Selain itu ada ketakutan dari pemerintah, defisit neraca perdagangan meningkat. Padahal, itu hanya ancaman jangka pendek. Jika sejak tahun 2014 pemerintah konsisten menerapkan kebijakan pembangunan smelter, penerimaan negara pasti akan meningkat drastis dan industri nikel mengalami perbaikan berarti. Sampai sekarang baru 30 persen perusahaan yang sudah membangun smelter.

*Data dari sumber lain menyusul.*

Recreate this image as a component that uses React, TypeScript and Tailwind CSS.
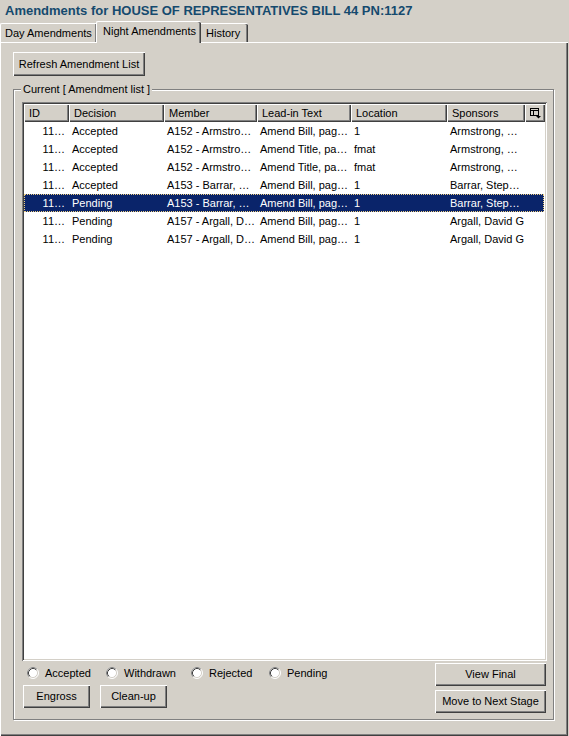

Jumlah fasilitas smelter yang sedang dibangun baru sebanyak 71 smelter; 35 pabrik nikel, 6 pabrik bauksit, 8 pabrik besi, 3 pabrik mangan, 11 pabrik zircon, 4 pabrik seng dan 4 pabrik zeolite. Outlook Report Wood Mackenzie edisi 21 Desember 2016 menyebutkan bahwa dari sudut pandang kapasitas produksi smelter, posisi Indonesia akan meningkat dari peringkat 4 di dunia pada tahun 2015 menjadi peringkat 3 pada tahun 2016. Jika laju pembangunan smelter dipertahankan seperti saat ini, Indonesia diperkirakan mencapai tingkat pertama di dunia pada tahun 2019.
Untuk itu, Presiden Jokowi tak boleh melunak lagi dengan cara membuka keran ekspor (relaksasi mineral) hanya karena ada tekanan dari Uni Eropa.Indonesia memiliki pengalaman buruk dengan industry nikel, lingkungan dirusak dan deforestasi tak terhindar. Selain itu, di sektor mineral, Indonesia dikenal sebagai negeri pengekspor terbesar di dunia.
Tahun 2012 misalnya,ekspor nikel dari pemegang Ijin Usaha Pertambangan (IUP ) sebesar 41 juta ton naik hampir 2000 persen dibandingkan tahun 2009 yang hanya mencapai 91.000 ton. Ini harus dikontrol ketat.
Sepanjang tahun 2013 dan 2014, saya menyaksikan sendiri berton-ton bijih mentah diangkut tanpa pengawasan ke belasan kapal berbendera asing yang bertaburan tidak jauh dari “pelabuhan” yang saat itu bertebaran di berbagai titik di Sulawesi bagian tengah dan tenggara. Saya melihat sendiri kalau pengiriman “tanah” tersebut dilakukan siang-malam tanpa henti, dan sama sekali tidak memperhatikan good mining practices’.
Presiden Jokowi pun saat meresmikan sebuah pabrik smelter di Morowali, Sulawesi Tengah, pada akhir Mei 2015 lalu menegaskan, “Jangan ada lagi bahan mentah yang langsung dikirim ke luar negeri.”
Jokowi waktu itu mengatakan, harus ada nilai tambah untuk daerah dan untuk lingkungan daerah. Presiden membandingkan keuntungan yang didapat dari pengiriman bahan setengah jadi yang hanya AS$30 per metrik ton dibandingkan produk setengah jadi yang harganya menjadi AS$1.300 per metrik ton. Nilai tambah ini besar sekali.